Re: Preventing Denial of Service Attack In IPC Serialization

From:
Zeljko Vrba <zvrba.nospam@ifi.uio.no>
Newsgroups:
comp.lang.c++.moderated
Date:
Wed, 30 May 2007 14:48:35 CST
Message-ID:
<slrnf5r0lj.941.zvrba@gampen.ifi.uio.no>
On 2007-05-27, Le Chaud Lapin <jaibuduvin@gmail.com> wrote:

very large number, say, 100,000,000. The target will unwittingly
invoke:

char *buffer = new char[100000000];

The attempt to allocate will either succeed or fail. If it succeeds,
100MB of virtual memory will be lost, which is, in a sense, worse than
if it fails.


-cut-

What then can I do to stop this problem?


Leave the decision to the user. Make the user to implement function
with a signature like

void *allocate(int type, int nitems, int size);

where type is the object type being allocated (list, simple struct, ...),
nitems is the number of child items (if applies to the given type), and
size is the number of bytes to be allocated in this call.
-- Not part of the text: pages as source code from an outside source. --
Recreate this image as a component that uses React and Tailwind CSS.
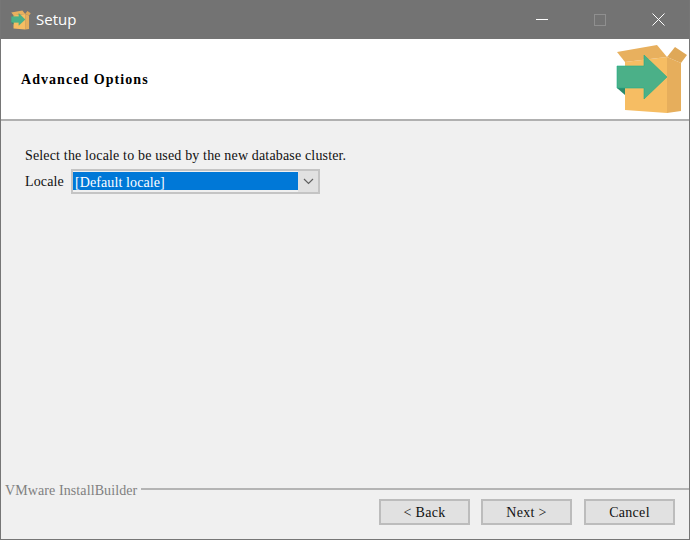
import React from 'react';

const BoxLogo = ({ className }) => (
  <svg className={className} viewBox="616 44 72 70">
    <polygon points="625,62 667,57 667,113 625,110" fill="#f6bd63" />
    <polygon points="667,57 681,63 681,111 667,113" fill="#e6ae5c" />
    <polygon points="617,52 657,45 667,57 625,62" fill="#e8b05e" />
    <polygon points="667,57 675,47 687,55 681,63" fill="#dfa858" />
    <polygon points="617,88 625,95 625,88" fill="#2c8a6a" />
    <polygon points="617,66 644,66 644,55 667,77 644,99 644,88 617,88" fill="#4bb088" stroke="#1fae8a" strokeWidth="0.6" />
  </svg>
);

const WizardButton = ({ children }) => (
  <button className="w-[91px] h-[26px] bg-[#e1e1e1] border-2 border-[#bcbcbc] text-[14px] tracking-[0.3px] text-[#111111] last:ml-px">
    {children}
  </button>
);

const App = () => {
  return (
    <div className="w-[690px] h-[540px] flex flex-col bg-[#f0f0f0] border-x border-b border-[#767676] font-['Liberation_Serif',serif] overflow-hidden">
      {/* title bar */}
      <div className="h-[39px] -mx-px flex items-center bg-[#737373] shrink-0">
        <BoxLogo className="w-5 h-5 ml-[11px]" />
        <span className="ml-[5px] text-[15px] text-white font-['Open_Sans',sans-serif]">Setup</span>
        <div className="ml-auto flex items-center">
          <div className="w-[46px] flex justify-center">
            <div className="w-3 h-px bg-white" />
          </div>
          <div className="w-[46px] ml-[12px] flex justify-center">
            <div className="w-3 h-3 border border-[#8f8f8f]" />
          </div>
          <div className="w-[46px] ml-[12px] flex justify-center mr-[9px]">
            <svg className="w-[13px] h-[13px]" viewBox="0 0 13 13" stroke="#fff" strokeWidth="1">
              <path d="M0.5 0.5 L12.5 12.5 M12.5 0.5 L0.5 12.5" />
            </svg>
          </div>
        </div>
      </div>

      {/* header */}
      <div className="h-[80px] flex items-center justify-between bg-white shrink-0">
        <h1 className="ml-5 text-[14px] font-bold tracking-[1.05px] text-black">Advanced Options</h1>
        <BoxLogo className="w-[72px] h-[70px] mr-[1px]" />
      </div>
      <div className="h-[2px] bg-[#b0b0b0] shrink-0" />

      {/* content */}
      <div className="flex-1 pl-6 pt-[26px]">
        <p className="text-[14px] leading-[18px] tracking-[0.16px] text-[#111111]">Select the locale to be used by the new database cluster.</p>
        <div className="flex items-center mt-[4px]">
          <span className="w-[46px] text-[14px] tracking-[0.15px] text-[#111111]">Locale</span>
          <div className="w-[249px] h-[25px] flex pt-[3px] pb-[2px] px-[2px] border-2 border-[#c4c4c4]">
            <div className="flex-1 -m-[2px] mb-0 mr-0 bg-[#0078d7] pl-[2px] text-[14px] leading-[21px] tracking-[0.1px] text-white">[Default locale]</div>
            <div className="w-[20px] -mt-[3px] -mb-[2px] -mr-[2px] flex items-center justify-center bg-[#e1e1e1]">
              <svg className="w-[11px] h-[7px]" viewBox="0 0 11 7" fill="none" stroke="#606060" strokeWidth="1.2">
                <path d="M1 1 L5.5 5.5 L10 1" />
              </svg>
            </div>
          </div>
        </div>
      </div>

      {/* footer */}
      <div className="h-[52px] shrink-0">
        <div className="flex items-center h-[4px] pl-1">
          <span className="pt-[2px] text-[14px] tracking-[0.1px] text-[#808080] bg-[#f0f0f0] pr-1">VMware InstallBuilder</span>
          <div className="flex-1 h-[2px] -mt-px bg-[#b4b4b4]" />
        </div>
        <div className="flex justify-end gap-[11px] mt-[8px] pr-[14px]">
          <WizardButton>&lt; Back</WizardButton>
          <WizardButton>Next &gt;</WizardButton>
          <WizardButton>Cancel</WizardButton>
        </div>
      </div>
    </div>
  );
};

export default App;
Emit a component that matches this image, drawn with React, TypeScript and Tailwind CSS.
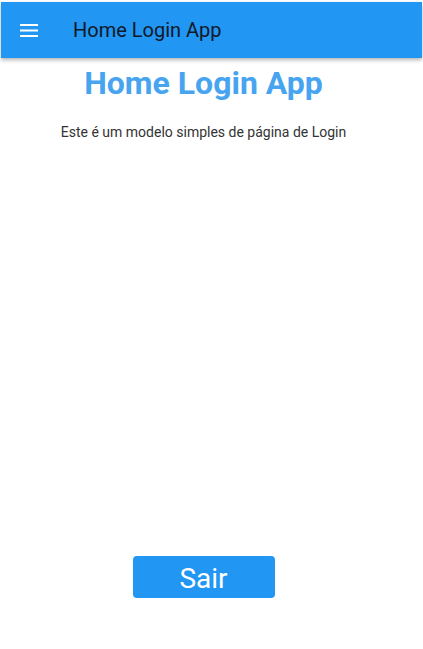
import React from "react";

export default function App() {
  return (
    <div className="w-[423px] h-[649px] bg-white overflow-hidden" style={{ fontFamily: "Roboto, 'Noto Sans', sans-serif" }}>
      <div className="pt-[2px] px-[1px]">
        <header className="h-[56px] bg-[#2196F3] flex items-center shadow-[0_2px_4px_rgba(0,0,0,0.3)] relative z-10">
          <div className="w-[72px] flex items-center pl-[19px]">
            <svg width="18" height="13" viewBox="0 0 18 13">
              <rect x="0" y="0" width="18" height="2" fill="white" />
              <rect x="0" y="5.5" width="18" height="2" fill="white" />
              <rect x="0" y="11" width="18" height="2" fill="white" />
            </svg>
          </div>
          <span className="text-[20px] text-[#111827] leading-none">Home Login App</span>
        </header>
      </div>
      <main className="w-[407px] flex flex-col items-center">
        <h1 className="mt-[5px] text-[32px] font-bold text-[#47A4F0] leading-[40px]">Home Login App</h1>
        <p className="mt-[19px] text-[14px] text-[#333333] leading-[20px]">Este é um modelo simples de página de Login</p>
        <button className="mt-[414px] w-[142px] h-[42px] pt-[3px] bg-[#2196F3] rounded-[4px] text-white text-[28px] leading-none flex items-center justify-center">
          Sair
        </button>
      </main>
    </div>
  );
}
So the user
can collect statistics on each individual allocation type if he cares
about memory usage (and has the opportunity to say at some point "enough!"
by returning NULL pointer), or (if he's lazy) he can just implement it like

void *allocate(int, int, int size)
{
   return malloc(size);
}

Or, as others have suggested, cryptography. You don't need DSIG, I believe
that a HMAC would be sufficient.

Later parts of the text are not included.